[Interface markup and scripts]
....................
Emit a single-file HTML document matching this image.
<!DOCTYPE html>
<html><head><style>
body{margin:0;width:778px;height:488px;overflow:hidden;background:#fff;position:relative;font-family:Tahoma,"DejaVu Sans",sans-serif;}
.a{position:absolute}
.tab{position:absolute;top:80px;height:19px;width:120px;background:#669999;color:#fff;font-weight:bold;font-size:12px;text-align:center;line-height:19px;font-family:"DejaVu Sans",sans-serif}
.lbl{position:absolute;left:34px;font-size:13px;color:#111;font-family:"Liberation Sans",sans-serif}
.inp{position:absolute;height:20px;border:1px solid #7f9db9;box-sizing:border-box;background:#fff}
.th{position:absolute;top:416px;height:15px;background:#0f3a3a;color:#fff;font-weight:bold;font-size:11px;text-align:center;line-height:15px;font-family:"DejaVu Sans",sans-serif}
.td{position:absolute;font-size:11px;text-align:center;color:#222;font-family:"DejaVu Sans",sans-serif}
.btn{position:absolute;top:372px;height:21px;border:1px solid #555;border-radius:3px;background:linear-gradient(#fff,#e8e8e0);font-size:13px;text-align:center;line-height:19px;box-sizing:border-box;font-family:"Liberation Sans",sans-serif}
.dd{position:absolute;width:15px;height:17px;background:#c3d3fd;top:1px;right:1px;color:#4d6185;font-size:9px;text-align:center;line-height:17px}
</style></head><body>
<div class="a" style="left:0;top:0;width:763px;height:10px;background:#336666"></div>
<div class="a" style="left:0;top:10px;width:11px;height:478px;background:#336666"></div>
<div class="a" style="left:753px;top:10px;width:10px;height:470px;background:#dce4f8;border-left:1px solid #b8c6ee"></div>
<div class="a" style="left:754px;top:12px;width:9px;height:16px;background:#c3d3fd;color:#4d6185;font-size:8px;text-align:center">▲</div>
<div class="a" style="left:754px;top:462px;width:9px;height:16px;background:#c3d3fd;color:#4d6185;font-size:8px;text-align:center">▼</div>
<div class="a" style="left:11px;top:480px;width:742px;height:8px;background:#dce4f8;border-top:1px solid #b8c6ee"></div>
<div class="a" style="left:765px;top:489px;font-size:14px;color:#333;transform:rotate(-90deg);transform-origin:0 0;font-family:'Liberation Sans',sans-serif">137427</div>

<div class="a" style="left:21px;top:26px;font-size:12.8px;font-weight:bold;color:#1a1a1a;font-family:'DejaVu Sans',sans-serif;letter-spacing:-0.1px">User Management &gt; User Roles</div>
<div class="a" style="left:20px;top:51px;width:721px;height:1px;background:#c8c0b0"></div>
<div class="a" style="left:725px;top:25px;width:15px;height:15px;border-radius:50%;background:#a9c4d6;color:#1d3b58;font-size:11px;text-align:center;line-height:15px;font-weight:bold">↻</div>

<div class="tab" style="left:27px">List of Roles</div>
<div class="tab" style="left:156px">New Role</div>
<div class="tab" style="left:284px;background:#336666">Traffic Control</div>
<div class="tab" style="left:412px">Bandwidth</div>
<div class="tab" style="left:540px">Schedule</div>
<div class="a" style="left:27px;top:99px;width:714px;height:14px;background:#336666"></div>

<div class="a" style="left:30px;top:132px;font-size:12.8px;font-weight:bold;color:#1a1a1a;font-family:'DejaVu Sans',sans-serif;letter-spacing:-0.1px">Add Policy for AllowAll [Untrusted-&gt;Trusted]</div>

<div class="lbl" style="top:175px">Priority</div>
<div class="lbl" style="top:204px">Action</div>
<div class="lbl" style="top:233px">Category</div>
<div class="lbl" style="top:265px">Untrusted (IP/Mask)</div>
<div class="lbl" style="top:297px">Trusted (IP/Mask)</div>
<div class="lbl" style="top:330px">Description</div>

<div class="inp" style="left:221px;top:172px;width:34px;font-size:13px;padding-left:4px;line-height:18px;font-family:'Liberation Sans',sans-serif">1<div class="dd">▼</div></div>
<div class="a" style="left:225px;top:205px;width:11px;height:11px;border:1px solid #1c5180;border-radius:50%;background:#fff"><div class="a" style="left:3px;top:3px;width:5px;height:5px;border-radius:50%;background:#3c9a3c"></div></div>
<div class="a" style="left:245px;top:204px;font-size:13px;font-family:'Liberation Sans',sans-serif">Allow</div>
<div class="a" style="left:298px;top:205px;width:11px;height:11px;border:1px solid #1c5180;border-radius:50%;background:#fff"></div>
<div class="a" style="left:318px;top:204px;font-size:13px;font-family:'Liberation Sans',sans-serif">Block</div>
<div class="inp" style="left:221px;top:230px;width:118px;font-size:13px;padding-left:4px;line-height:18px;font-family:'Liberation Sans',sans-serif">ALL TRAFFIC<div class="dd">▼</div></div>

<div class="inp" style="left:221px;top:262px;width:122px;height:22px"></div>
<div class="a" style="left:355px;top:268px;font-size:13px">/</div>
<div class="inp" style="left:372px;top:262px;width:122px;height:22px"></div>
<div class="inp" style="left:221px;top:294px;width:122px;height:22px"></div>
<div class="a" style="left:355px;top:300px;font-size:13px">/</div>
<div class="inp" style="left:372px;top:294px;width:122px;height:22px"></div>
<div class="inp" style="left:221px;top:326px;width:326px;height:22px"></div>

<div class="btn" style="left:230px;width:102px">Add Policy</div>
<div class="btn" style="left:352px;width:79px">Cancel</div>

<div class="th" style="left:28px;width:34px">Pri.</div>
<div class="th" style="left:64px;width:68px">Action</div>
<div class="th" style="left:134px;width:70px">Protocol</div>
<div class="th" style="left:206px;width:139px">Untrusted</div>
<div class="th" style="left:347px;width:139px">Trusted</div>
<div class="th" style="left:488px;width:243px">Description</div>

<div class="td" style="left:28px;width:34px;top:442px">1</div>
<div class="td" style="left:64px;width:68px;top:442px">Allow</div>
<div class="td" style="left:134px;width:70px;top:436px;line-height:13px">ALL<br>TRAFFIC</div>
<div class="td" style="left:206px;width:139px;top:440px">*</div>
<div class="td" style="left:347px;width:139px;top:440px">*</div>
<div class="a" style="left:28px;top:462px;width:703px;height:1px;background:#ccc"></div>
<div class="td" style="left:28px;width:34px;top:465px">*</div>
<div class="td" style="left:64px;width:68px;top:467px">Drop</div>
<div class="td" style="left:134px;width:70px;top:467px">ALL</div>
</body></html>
....................
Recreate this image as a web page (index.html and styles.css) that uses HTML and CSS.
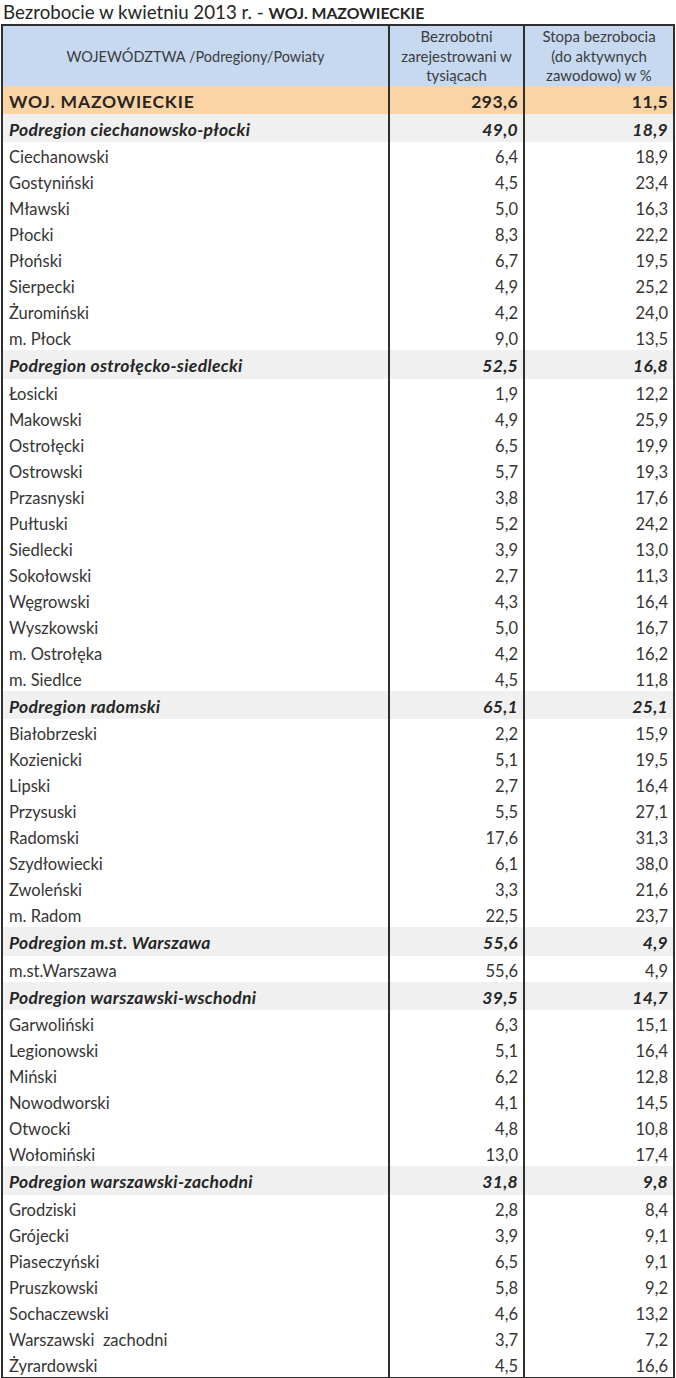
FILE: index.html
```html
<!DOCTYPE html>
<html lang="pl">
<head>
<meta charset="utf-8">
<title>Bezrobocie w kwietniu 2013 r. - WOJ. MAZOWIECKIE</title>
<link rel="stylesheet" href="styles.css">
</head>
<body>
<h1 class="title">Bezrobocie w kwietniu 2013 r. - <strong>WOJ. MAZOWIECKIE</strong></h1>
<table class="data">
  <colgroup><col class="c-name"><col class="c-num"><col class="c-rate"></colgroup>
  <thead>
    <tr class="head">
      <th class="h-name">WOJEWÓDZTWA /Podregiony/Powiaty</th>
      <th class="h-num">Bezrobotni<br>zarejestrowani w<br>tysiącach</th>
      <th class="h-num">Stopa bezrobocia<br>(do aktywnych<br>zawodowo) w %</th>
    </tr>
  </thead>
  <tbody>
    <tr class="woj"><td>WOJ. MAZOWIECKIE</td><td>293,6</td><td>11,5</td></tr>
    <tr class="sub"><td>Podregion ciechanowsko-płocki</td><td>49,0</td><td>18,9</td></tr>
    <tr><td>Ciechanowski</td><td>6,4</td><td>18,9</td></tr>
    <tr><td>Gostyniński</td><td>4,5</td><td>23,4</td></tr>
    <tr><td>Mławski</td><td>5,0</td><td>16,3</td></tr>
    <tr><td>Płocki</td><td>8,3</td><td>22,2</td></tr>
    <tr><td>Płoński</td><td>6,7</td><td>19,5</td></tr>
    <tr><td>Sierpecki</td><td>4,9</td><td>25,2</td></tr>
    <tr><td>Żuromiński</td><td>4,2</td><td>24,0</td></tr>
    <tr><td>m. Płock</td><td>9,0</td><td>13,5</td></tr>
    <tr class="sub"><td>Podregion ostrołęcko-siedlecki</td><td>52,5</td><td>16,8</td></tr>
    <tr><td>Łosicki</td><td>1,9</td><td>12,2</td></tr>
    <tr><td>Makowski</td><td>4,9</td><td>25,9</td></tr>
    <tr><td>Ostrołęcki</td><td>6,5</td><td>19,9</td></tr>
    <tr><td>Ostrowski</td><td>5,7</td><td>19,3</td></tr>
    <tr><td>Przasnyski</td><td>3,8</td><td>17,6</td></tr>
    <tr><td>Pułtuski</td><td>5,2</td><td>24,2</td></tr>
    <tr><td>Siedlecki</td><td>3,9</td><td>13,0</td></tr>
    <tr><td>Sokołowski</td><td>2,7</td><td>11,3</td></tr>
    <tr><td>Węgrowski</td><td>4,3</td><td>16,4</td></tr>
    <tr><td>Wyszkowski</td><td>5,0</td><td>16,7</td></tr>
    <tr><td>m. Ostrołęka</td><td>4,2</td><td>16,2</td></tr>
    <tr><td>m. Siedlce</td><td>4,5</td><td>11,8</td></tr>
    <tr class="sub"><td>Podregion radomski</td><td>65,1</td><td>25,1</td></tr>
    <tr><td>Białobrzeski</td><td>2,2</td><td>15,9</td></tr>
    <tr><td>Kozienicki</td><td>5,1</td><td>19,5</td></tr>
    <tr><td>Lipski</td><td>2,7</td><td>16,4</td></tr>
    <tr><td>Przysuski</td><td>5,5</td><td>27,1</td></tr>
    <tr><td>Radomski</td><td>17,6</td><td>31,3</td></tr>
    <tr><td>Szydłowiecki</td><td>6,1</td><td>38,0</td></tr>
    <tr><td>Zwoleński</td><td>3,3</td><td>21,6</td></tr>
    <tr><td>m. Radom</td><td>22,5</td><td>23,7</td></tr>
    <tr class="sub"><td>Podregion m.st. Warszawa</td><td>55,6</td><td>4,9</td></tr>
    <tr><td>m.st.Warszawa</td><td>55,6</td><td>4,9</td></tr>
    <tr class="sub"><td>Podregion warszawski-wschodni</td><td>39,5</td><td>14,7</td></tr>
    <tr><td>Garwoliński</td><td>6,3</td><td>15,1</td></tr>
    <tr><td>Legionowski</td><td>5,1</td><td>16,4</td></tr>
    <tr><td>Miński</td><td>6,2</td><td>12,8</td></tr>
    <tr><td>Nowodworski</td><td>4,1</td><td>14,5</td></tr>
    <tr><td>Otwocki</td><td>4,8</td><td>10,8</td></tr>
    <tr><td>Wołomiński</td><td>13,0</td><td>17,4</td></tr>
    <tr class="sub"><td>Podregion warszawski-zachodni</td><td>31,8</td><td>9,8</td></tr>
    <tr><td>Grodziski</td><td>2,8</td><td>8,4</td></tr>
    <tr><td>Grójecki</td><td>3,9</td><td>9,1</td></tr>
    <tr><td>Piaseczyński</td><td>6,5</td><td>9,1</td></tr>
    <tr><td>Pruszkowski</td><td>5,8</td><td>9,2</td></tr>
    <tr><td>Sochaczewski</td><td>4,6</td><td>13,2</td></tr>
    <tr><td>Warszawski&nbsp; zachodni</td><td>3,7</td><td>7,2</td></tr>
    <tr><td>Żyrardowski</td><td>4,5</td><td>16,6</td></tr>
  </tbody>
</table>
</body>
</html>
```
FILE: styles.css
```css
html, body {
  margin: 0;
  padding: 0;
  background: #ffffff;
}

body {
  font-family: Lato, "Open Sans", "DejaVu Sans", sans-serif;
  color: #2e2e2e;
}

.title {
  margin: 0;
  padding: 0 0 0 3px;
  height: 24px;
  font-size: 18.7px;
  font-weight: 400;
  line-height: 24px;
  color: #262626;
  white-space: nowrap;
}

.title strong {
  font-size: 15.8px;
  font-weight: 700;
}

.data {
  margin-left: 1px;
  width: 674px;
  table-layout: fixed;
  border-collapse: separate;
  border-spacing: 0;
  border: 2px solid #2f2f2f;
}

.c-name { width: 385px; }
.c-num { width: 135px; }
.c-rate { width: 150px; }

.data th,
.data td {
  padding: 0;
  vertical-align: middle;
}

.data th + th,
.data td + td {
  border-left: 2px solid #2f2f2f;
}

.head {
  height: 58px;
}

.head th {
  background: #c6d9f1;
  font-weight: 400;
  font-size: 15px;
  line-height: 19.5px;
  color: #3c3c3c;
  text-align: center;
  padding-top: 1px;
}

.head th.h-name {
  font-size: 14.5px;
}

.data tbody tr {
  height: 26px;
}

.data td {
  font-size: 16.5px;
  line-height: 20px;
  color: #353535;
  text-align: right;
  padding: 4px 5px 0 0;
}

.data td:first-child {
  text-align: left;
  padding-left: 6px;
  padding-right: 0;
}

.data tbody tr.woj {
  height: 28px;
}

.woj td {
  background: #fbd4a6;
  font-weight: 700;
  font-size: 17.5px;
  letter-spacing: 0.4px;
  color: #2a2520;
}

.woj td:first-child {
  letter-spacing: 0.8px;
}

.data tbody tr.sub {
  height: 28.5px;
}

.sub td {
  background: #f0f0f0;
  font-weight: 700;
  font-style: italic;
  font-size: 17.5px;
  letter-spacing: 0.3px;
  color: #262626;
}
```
....................
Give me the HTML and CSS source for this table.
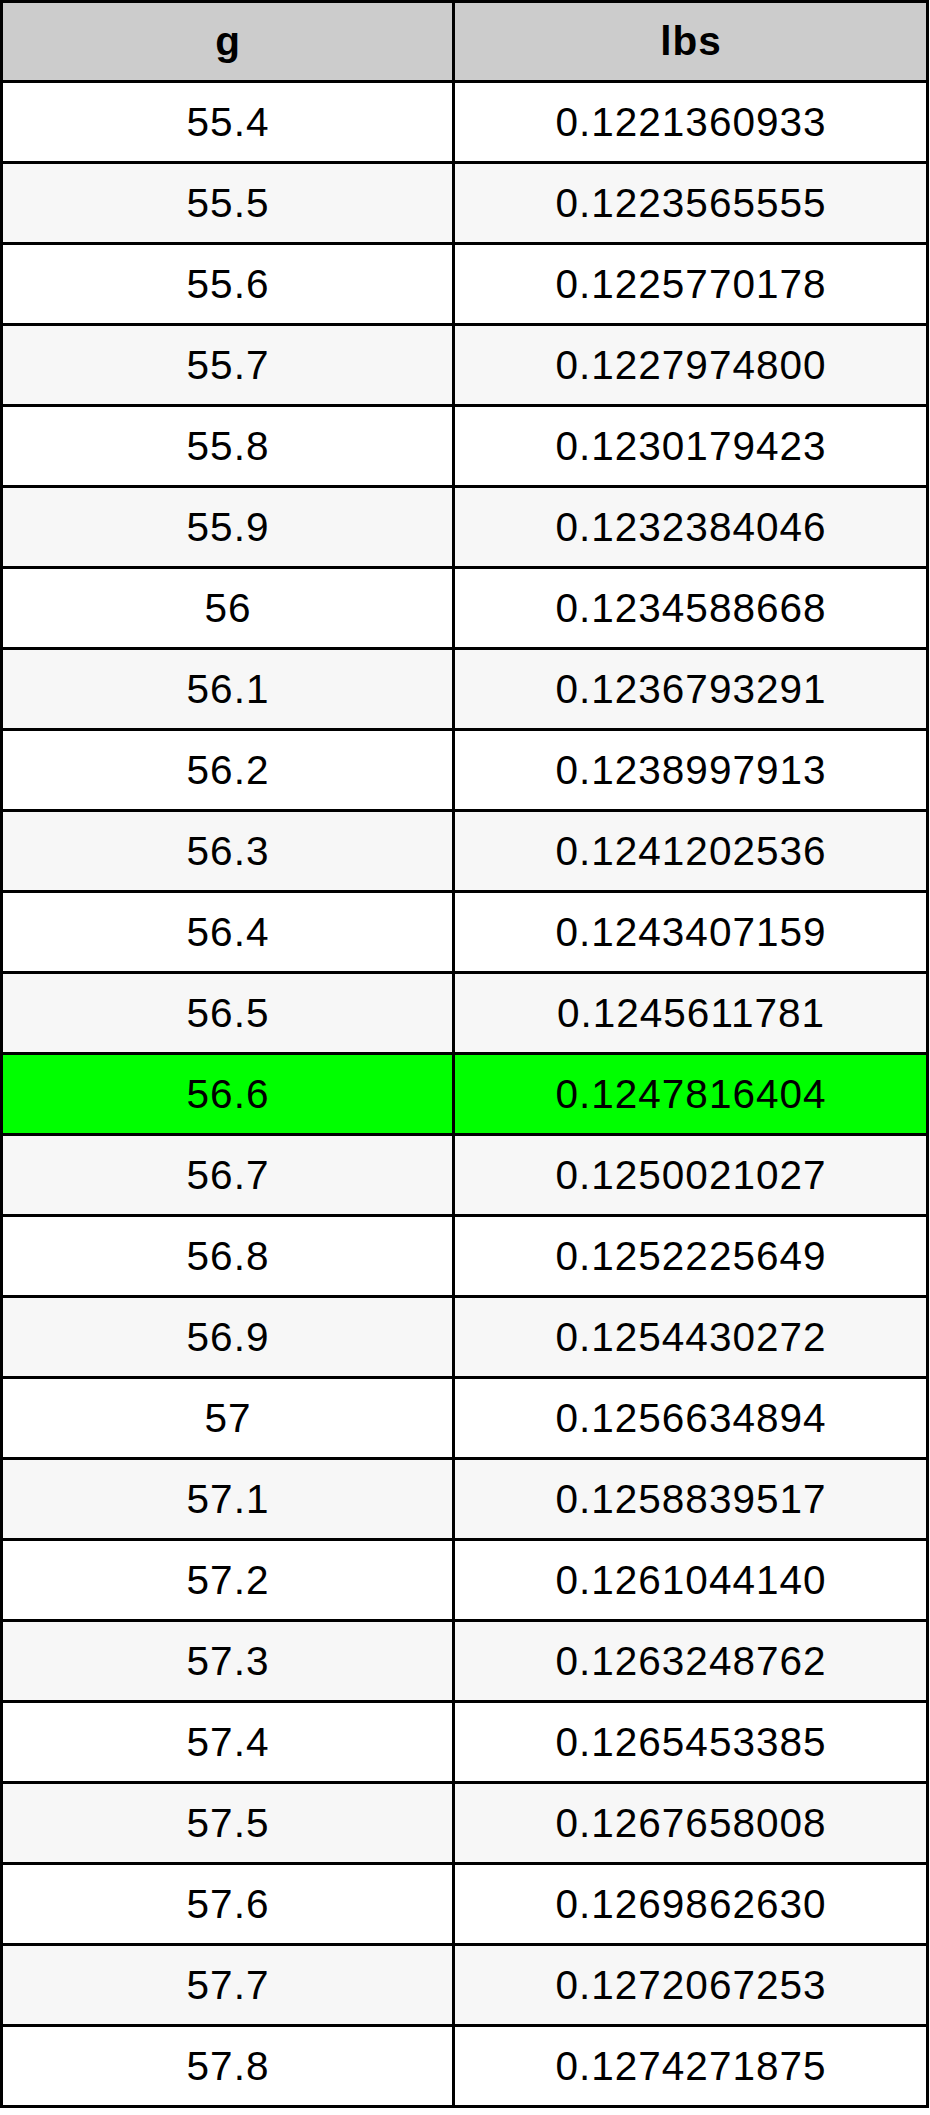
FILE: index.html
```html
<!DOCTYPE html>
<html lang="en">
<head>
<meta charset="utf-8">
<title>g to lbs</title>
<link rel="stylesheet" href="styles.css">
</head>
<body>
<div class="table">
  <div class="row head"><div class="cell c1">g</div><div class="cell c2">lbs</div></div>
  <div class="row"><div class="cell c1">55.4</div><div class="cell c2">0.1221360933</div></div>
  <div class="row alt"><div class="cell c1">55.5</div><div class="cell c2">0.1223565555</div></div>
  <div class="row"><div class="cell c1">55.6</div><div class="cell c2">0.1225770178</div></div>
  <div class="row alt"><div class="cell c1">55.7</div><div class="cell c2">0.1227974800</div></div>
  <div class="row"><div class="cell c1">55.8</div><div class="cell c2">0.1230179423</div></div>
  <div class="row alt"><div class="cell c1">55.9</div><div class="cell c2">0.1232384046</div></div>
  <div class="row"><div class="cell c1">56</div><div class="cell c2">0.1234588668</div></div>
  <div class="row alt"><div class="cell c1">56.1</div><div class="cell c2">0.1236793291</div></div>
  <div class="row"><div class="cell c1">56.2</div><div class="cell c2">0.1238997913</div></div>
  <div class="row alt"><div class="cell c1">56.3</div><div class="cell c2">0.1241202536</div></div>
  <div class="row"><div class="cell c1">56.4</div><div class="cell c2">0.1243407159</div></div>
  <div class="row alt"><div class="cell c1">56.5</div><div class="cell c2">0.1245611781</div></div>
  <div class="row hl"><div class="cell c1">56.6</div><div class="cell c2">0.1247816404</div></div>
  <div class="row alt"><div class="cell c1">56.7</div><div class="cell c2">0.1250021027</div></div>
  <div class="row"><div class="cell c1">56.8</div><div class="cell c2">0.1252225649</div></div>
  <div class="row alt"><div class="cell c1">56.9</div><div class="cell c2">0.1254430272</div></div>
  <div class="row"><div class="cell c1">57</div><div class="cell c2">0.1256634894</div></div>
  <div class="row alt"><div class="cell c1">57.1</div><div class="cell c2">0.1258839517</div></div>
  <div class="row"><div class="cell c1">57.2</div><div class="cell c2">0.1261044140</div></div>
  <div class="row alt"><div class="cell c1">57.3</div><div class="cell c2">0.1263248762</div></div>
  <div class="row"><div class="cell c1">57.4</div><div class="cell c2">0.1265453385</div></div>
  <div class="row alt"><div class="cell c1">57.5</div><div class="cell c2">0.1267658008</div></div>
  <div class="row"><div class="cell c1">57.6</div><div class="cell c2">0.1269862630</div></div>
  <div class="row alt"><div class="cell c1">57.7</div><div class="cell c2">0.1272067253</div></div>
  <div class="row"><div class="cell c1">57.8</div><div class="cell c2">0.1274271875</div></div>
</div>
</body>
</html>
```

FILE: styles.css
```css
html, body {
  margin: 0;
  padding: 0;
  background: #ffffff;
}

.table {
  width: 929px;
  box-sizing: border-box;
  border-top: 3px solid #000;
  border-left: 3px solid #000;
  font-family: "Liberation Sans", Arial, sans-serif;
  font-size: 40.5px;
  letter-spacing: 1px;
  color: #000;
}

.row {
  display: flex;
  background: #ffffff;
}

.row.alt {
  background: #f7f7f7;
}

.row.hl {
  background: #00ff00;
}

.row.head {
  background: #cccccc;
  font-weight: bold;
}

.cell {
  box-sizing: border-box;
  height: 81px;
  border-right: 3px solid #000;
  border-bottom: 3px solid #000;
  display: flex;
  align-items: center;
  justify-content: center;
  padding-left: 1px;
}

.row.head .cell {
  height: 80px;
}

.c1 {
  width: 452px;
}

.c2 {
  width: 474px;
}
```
....................
◆ **Short problem**
Pull out each line holding the string "table".

◆ **Response below**
<table class="data">
</table>
  table-layout: fixed;
Give me the HTML and CSS source for this table.
<div class="table">
.table {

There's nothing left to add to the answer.